Skip the pictures and quote all of the lines exactly.

—————

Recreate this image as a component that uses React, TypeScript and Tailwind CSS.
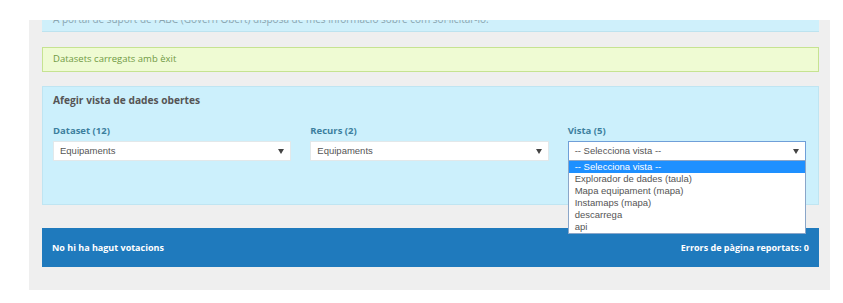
const vistes = [
  '-- Selecciona vista --',
  'Explorador de dades (taula)',
  'Mapa equipament (mapa)',
  'Instamaps (mapa)',
  'descarrega',
  'api',
]

const Arrow = () => (
  <svg width="6" height="5" viewBox="0 0 6 5" className="shrink-0">
    <path d="M0 0 H6 L3 5 Z" fill="#444" />
  </svg>
)

type SelectProps = {
  value: string
  focused?: boolean
}

const FakeSelect = (props: SelectProps) => (
  <div
    className={
      props.focused
        ? 'flex h-[20px] items-center justify-between bg-white border border-[#6f9fd8] pl-[6px] pr-[6px]'
        : 'flex h-[20px] items-center justify-between bg-white border border-[#e2e8ea] pl-[6px] pr-[6px]'
    }
  >
    <span className="text-[9.5px] text-[#555] font-['Liberation_Sans',Arial,sans-serif]">{props.value}</span>
    <Arrow />
  </div>
)

const App = () => {
  return (
    <div className="w-[843px] h-[303px] bg-white pt-[20px] font-['Open_Sans',sans-serif]">
      <div className="ml-[29px] w-[801px] h-[270px] bg-[#efefef] pl-[13px]">
        <div className="w-[777px]">
          {/* info box, top cut off by the page above */}
          <div className="h-[12px] overflow-hidden bg-[#cff0fb] border-b border-[#bde3ef]">
            <p className="-mt-[8px] pl-[11px] text-[10px] leading-[14px] text-[#8aa5b0]">
              A portal de suport de l'ABC (Govern Obert) disposa de més informació sobre com sol·licitar-lo.
            </p>
          </div>

          <div className="mt-[15px] h-[25px] flex items-center bg-[#effbd3] border border-[#c6e391] pl-[10px]">
            <span className="text-[9.5px] text-[#6f9a44]">Datasets carregats amb èxit</span>
          </div>

          <div className="mt-[14px] h-[119px] bg-[#ccf0fc] border border-[#bfe5f2] pl-[10px] pr-[12px] pt-[6px]">
            <h2 className="text-[10.2px] leading-[14px] font-bold text-[#555]">Afegir vista de dades obertes</h2>
            <div className="mt-[17px] grid grid-cols-3 gap-x-[19px]">
              <div>
                <div className="text-[9.5px] leading-[14px] font-bold text-[#3c7f9e] mb-[3px]">Dataset (12)</div>
                <FakeSelect value="Equipaments" />
              </div>
              <div>
                <div className="text-[9.5px] leading-[14px] font-bold text-[#3c7f9e] mb-[3px]">Recurs (2)</div>
                <FakeSelect value="Equipaments" />
              </div>
              <div className="relative">
                <div className="text-[9.5px] leading-[14px] font-bold text-[#3c7f9e] mb-[3px]">Vista (5)</div>
                <div className="relative">
                  <FakeSelect value="-- Selecciona vista --" focused />
                  <div className="absolute left-0 right-0 top-[19px] z-10 bg-white border border-[#8aa6c9] font-['Liberation_Sans',Arial,sans-serif]">
                    {vistes.map((v, i) => (
                      <div
                        key={v}
                        className={
                          i === 0
                            ? 'h-[12px] leading-[12px] pl-[6px] text-[9.5px] bg-[#1e90ff] text-white'
                            : 'h-[12px] leading-[12px] pl-[6px] text-[9.5px] text-[#555]'
                        }
                      >
                        {v}
                      </div>
                    ))}
                  </div>
                </div>
                <div className="flex justify-end mt-[13px]">
                  <button className="h-[23px] w-[66px] bg-[#f5f5f5] border border-[#b8c4c9] text-[10px] text-[#555]">
                    Afegir
                  </button>
                </div>
              </div>
            </div>
          </div>

          <div className="mt-[23px] h-[39px] flex items-center justify-between bg-[#1f7abd] pl-[10px] pr-[10px]">
            <span className="text-[9px] font-bold text-white">No hi ha hagut votacions</span>
            <span className="text-[9px] font-bold text-white">Errors de pàgina reportats: 0</span>
          </div>
        </div>
      </div>
    </div>
  )
}

export default App
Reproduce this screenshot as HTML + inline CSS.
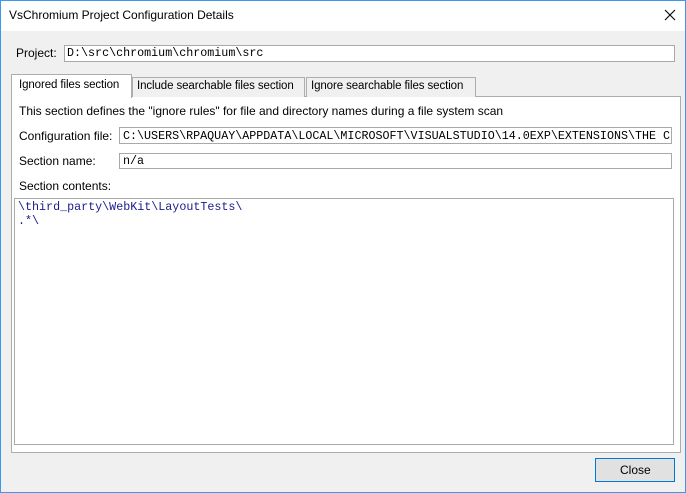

—————

Expected answer ->
Recreate this image as a component that uses React, TypeScript and Tailwind CSS.
const vistes = [
  '-- Selecciona vista --',
  'Explorador de dades (taula)',
  'Mapa equipament (mapa)',
  'Instamaps (mapa)',
  'descarrega',
  'api',
]

const Arrow = () => (
  <svg width="6" height="5" viewBox="0 0 6 5" className="shrink-0">
    <path d="M0 0 H6 L3 5 Z" fill="#444" />
  </svg>
)

type SelectProps = {
  value: string
  focused?: boolean
}

const FakeSelect = (props: SelectProps) => (
  <div
    className={
      props.focused
        ? 'flex h-[20px] items-center justify-between bg-white border border-[#6f9fd8] pl-[6px] pr-[6px]'
        : 'flex h-[20px] items-center justify-between bg-white border border-[#e2e8ea] pl-[6px] pr-[6px]'
    }
  >
    <span className="text-[9.5px] text-[#555] font-['Liberation_Sans',Arial,sans-serif]">{props.value}</span>
    <Arrow />
  </div>
)

const App = () => {
  return (
    <div className="w-[843px] h-[303px] bg-white pt-[20px] font-['Open_Sans',sans-serif]">
      <div className="ml-[29px] w-[801px] h-[270px] bg-[#efefef] pl-[13px]">
        <div className="w-[777px]">
          {/* info box, top cut off by the page above */}
          <div className="h-[12px] overflow-hidden bg-[#cff0fb] border-b border-[#bde3ef]">
            <p className="-mt-[8px] pl-[11px] text-[10px] leading-[14px] text-[#8aa5b0]">
              A portal de suport de l'ABC (Govern Obert) disposa de més informació sobre com sol·licitar-lo.
            </p>
          </div>

          <div className="mt-[15px] h-[25px] flex items-center bg-[#effbd3] border border-[#c6e391] pl-[10px]">
            <span className="text-[9.5px] text-[#6f9a44]">Datasets carregats amb èxit</span>
          </div>

          <div className="mt-[14px] h-[119px] bg-[#ccf0fc] border border-[#bfe5f2] pl-[10px] pr-[12px] pt-[6px]">
            <h2 className="text-[10.2px] leading-[14px] font-bold text-[#555]">Afegir vista de dades obertes</h2>
            <div className="mt-[17px] grid grid-cols-3 gap-x-[19px]">
              <div>
                <div className="text-[9.5px] leading-[14px] font-bold text-[#3c7f9e] mb-[3px]">Dataset (12)</div>
                <FakeSelect value="Equipaments" />
              </div>
              <div>
                <div className="text-[9.5px] leading-[14px] font-bold text-[#3c7f9e] mb-[3px]">Recurs (2)</div>
                <FakeSelect value="Equipaments" />
              </div>
              <div className="relative">
                <div className="text-[9.5px] leading-[14px] font-bold text-[#3c7f9e] mb-[3px]">Vista (5)</div>
                <div className="relative">
                  <FakeSelect value="-- Selecciona vista --" focused />
                  <div className="absolute left-0 right-0 top-[19px] z-10 bg-white border border-[#8aa6c9] font-['Liberation_Sans',Arial,sans-serif]">
                    {vistes.map((v, i) => (
                      <div
                        key={v}
                        className={
                          i === 0
                            ? 'h-[12px] leading-[12px] pl-[6px] text-[9.5px] bg-[#1e90ff] text-white'
                            : 'h-[12px] leading-[12px] pl-[6px] text-[9.5px] text-[#555]'
                        }
                      >
                        {v}
                      </div>
                    ))}
                  </div>
                </div>
                <div className="flex justify-end mt-[13px]">
                  <button className="h-[23px] w-[66px] bg-[#f5f5f5] border border-[#b8c4c9] text-[10px] text-[#555]">
                    Afegir
                  </button>
                </div>
              </div>
            </div>
          </div>

          <div className="mt-[23px] h-[39px] flex items-center justify-between bg-[#1f7abd] pl-[10px] pr-[10px]">
            <span className="text-[9px] font-bold text-white">No hi ha hagut votacions</span>
            <span className="text-[9px] font-bold text-white">Errors de pàgina reportats: 0</span>
          </div>
        </div>
      </div>
    </div>
  )
}

export default App
Reproduce this screenshot as HTML + inline CSS.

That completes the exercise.